Maryland leaders seem to have pulled rank to get what they want

Maybe demands by Virginia lawmakers for an investigation will yield some fruit, but more likely, the decision by the U.S. General Services Administration will stick and the new headquarters of the FBI will be constructed in Prince George’s County, Md., rather than in Springfield.

Nobody can really be sure what played out behind the scenes – those who really know are likely to keep their mouths shut – but from the outside looking in, it appears that Maryland’s U.S. Rep. Steny Hoyer, aided and abetted by the likes of his close ally and former House Speaker Nancy Pelosi, were able to see to it that the selection criteria were tweaked just enough to give the Maryland option (Greenbelt, to be exact) the edge.

Virginia officials, in a rare show of bipartisan spirit, predictably fumed and fulminated when the selection was made public.

“In making this decision, GSA has shamelessly caved to political pressure, putting blatant politics over the merits and amending the weighting of long-established criteria,” U.S. Rep. Gerald Connolly (D-11th) lashed out on social media.

(Interestingly, while many Virginia Democratic elected officials voiced outrage at what they believe is the intercession of a political appointee in the process, they never quite came out and said whose political appointee it was that gave Virginia the royal screwgie.
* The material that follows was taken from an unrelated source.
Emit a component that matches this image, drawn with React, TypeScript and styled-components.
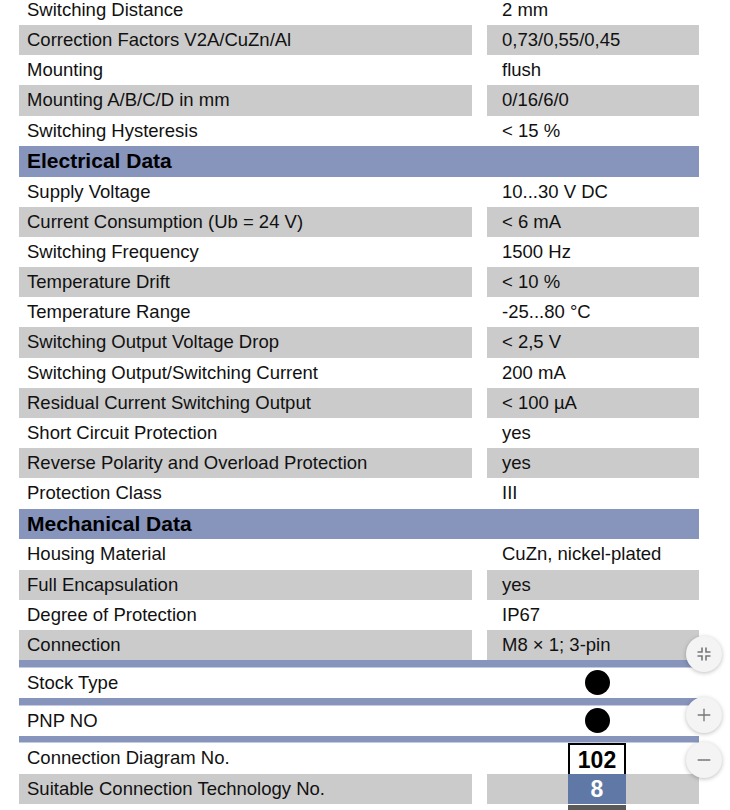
import styled, { createGlobalStyle } from "styled-components";
import { Minus, Plus } from "lucide-react";

type Row = { label: string; value: string };

const general: Row[] = [
  { label: "Switching Distance", value: "2 mm" },
  { label: "Correction Factors V2A/CuZn/Al", value: "0,73/0,55/0,45" },
  { label: "Mounting", value: "flush" },
  { label: "Mounting A/B/C/D in mm", value: "0/16/6/0" },
  { label: "Switching Hysteresis", value: "< 15 %" },
];

const electrical: Row[] = [
  { label: "Supply Voltage", value: "10...30 V DC" },
  { label: "Current Consumption (Ub = 24 V)", value: "< 6 mA" },
  { label: "Switching Frequency", value: "1500 Hz" },
  { label: "Temperature Drift", value: "< 10 %" },
  { label: "Temperature Range", value: "-25...80 °C" },
  { label: "Switching Output Voltage Drop", value: "< 2,5 V" },
  { label: "Switching Output/Switching Current", value: "200 mA" },
  { label: "Residual Current Switching Output", value: "< 100 µA" },
  { label: "Short Circuit Protection", value: "yes" },
  { label: "Reverse Polarity and Overload Protection", value: "yes" },
  { label: "Protection Class", value: "III" },
];

const mechanical: Row[] = [
  { label: "Housing Material", value: "CuZn, nickel-plated" },
  { label: "Full Encapsulation", value: "yes" },
  { label: "Degree of Protection", value: "IP67" },
  { label: "Connection", value: "M8 × 1; 3-pin" },
];

const GlobalStyle = createGlobalStyle`
  body {
    margin: 0;
    background: #ffffff;
    font-family: "Liberation Sans", Arial, sans-serif;
    color: #111;
    overflow: hidden;
  }
`;

const Page = styled.div`
  position: relative;
  width: 730px;
  height: 810px;
  overflow: hidden;
`;

const Sheet = styled.div`
  margin-top: -5.2px;
  padding-left: 19px;
  width: 680px;
  display: flex;
  flex-direction: column;
`;

const TableRow = styled.div`
  display: grid;
  grid-template-columns: 453px 15px 212px;
  height: 30.2px;
  font-size: 18.5px;
  line-height: 30.2px;
`;

const Cell = styled.div<{ $shade: boolean; $value?: boolean }>`
  background: ${(p) => (p.$shade ? "#cbcbcb" : "transparent")};
  padding-left: ${(p) => (p.$value ? 15 : 8)}px;
  white-space: nowrap;
  overflow: hidden;
`;

const Gap = styled.div``;

const Header = styled.div`
  height: 30.8px;
  line-height: 30.8px;
  background: #8794bc;
  padding-left: 8px;
  font-size: 21px;
  font-weight: 700;
  color: #000;
`;

const Stripe = styled.div`
  height: 7.6px;
  background: #8794bc;
  border-bottom: 1px solid #c4cbdf;
  box-sizing: border-box;
`;

const MarkCell = styled.div<{ $shade: boolean }>`
  background: ${(p) => (p.$shade ? "#cbcbcb" : "transparent")};
  padding-left: 81px;
  display: flex;
  align-items: stretch;
`;

const MarkSlot = styled.div`
  width: 58px;
  display: flex;
  align-items: center;
  justify-content: center;
`;

const Dot = styled.div`
  width: 25px;
  height: 25px;
  border-radius: 50%;
  background: #000;
`;

const NumberBox = styled.div<{ $tone: "outline" | "blue" }>`
  width: 58px;
  height: 100%;
  box-sizing: border-box;
  display: flex;
  align-items: center;
  justify-content: center;
  font-weight: 700;
  font-size: 23px;
  background: ${(p) => (p.$tone === "blue" ? "#5f78a5" : "#fff")};
  color: ${(p) => (p.$tone === "blue" ? "#fff" : "#000")};
  border: ${(p) => (p.$tone === "blue" ? "none" : "2px solid #000")};
`;

const TailRow = styled.div`
  display: grid;
  grid-template-columns: 453px 15px 212px;
  margin-top: 1px;
  height: 10px;
`;

const DarkBlock = styled.div`
  margin-left: 81px;
  width: 58px;
  background: #5a5a5a;
`;

const Controls = styled.div`
  position: absolute;
  left: 686px;
  top: 636px;
  display: flex;
  flex-direction: column;
  gap: 9px;
`;

const RoundButton = styled.button<{ $space?: number }>`
  width: 36px;
  height: 36px;
  border-radius: 50%;
  border: none;
  padding: 0;
  margin-top: ${(p) => p.$space ?? 0}px;
  background: #f4f4f4;
  box-shadow: 0 1px 4px rgba(0, 0, 0, 0.25);
  color: #777;
  display: flex;
  align-items: center;
  justify-content: center;
`;

function DataRows({ rows }: { rows: Row[] }) {
  return (
    <>
      {rows.map((r, i) => (
        <TableRow key={r.label}>
          <Cell $shade={i % 2 === 1}>{r.label}</Cell>
          <Gap />
          <Cell $shade={i % 2 === 1} $value>
            {r.value}
          </Cell>
        </TableRow>
      ))}
    </>
  );
}

function CollapseIcon() {
  return (
    <svg width="16" height="16" viewBox="0 0 16 16" fill="none" stroke="#777" strokeWidth="1.6">
      <path d="M6 1.5V6H1.5" />
      <path d="M10 1.5V6h4.5" />
      <path d="M6 14.5V10H1.5" />
      <path d="M10 14.5V10h4.5" />
    </svg>
  );
}

export default function App() {
  return (
    <Page>
      <GlobalStyle />
      <Sheet>
        <DataRows rows={general} />
        <Header>Electrical Data</Header>
        <DataRows rows={electrical} />
        <Header>Mechanical Data</Header>
        <DataRows rows={mechanical} />
        <Stripe />
        <TableRow>
          <Cell $shade={false}>Stock Type</Cell>
          <Gap />
          <MarkCell $shade={false}>
            <MarkSlot>
              <Dot />
            </MarkSlot>
          </MarkCell>
        </TableRow>
        <Stripe />
        <TableRow>
          <Cell $shade={false}>PNP NO</Cell>
          <Gap />
          <MarkCell $shade={false}>
            <MarkSlot>
              <Dot />
            </MarkSlot>
          </MarkCell>
        </TableRow>
        <Stripe />
        <TableRow>
          <Cell $shade={false}>Connection Diagram No.</Cell>
          <Gap />
          <MarkCell $shade={false}>
            <NumberBox $tone="outline">102</NumberBox>
          </MarkCell>
        </TableRow>
        <TableRow>
          <Cell $shade>Suitable Connection Technology No.</Cell>
          <Gap />
          <MarkCell $shade>
            <NumberBox $tone="blue">8</NumberBox>
          </MarkCell>
        </TableRow>
        <TailRow>
          <div />
          <Gap />
          <DarkBlock />
        </TailRow>
      </Sheet>
      <Controls>
        <RoundButton aria-label="collapse">
          <CollapseIcon />
        </RoundButton>
        <RoundButton aria-label="zoom in" $space={16}>
          <Plus size={20} strokeWidth={1.6} />
        </RoundButton>
        <RoundButton aria-label="zoom out">
          <Minus size={20} strokeWidth={1.6} />
        </RoundButton>
      </Controls>
    </Page>
  );
}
Are there perhaps holdovers from the Gerald Ford, Harry Truman or Warren G. Harding administrations still lurking in the top echelons of the GSA? If not, that political appointee would be doing the bidding of one Joseph Robinette Biden Jr.)

Barring some abrupt U-turn in this saga, it appears likely this was a case of Virginia’s lawmakers – Republican governor and Democratic members of Congress – getting outhustled, outmuscled and outmaneuvered by supporters of the Maryland site who simply knew how to partake in bare-knuckled political pugilism to better effect.

It may not be pretty, it may not be what’s taught in civics class, but it certainly is the way of political life.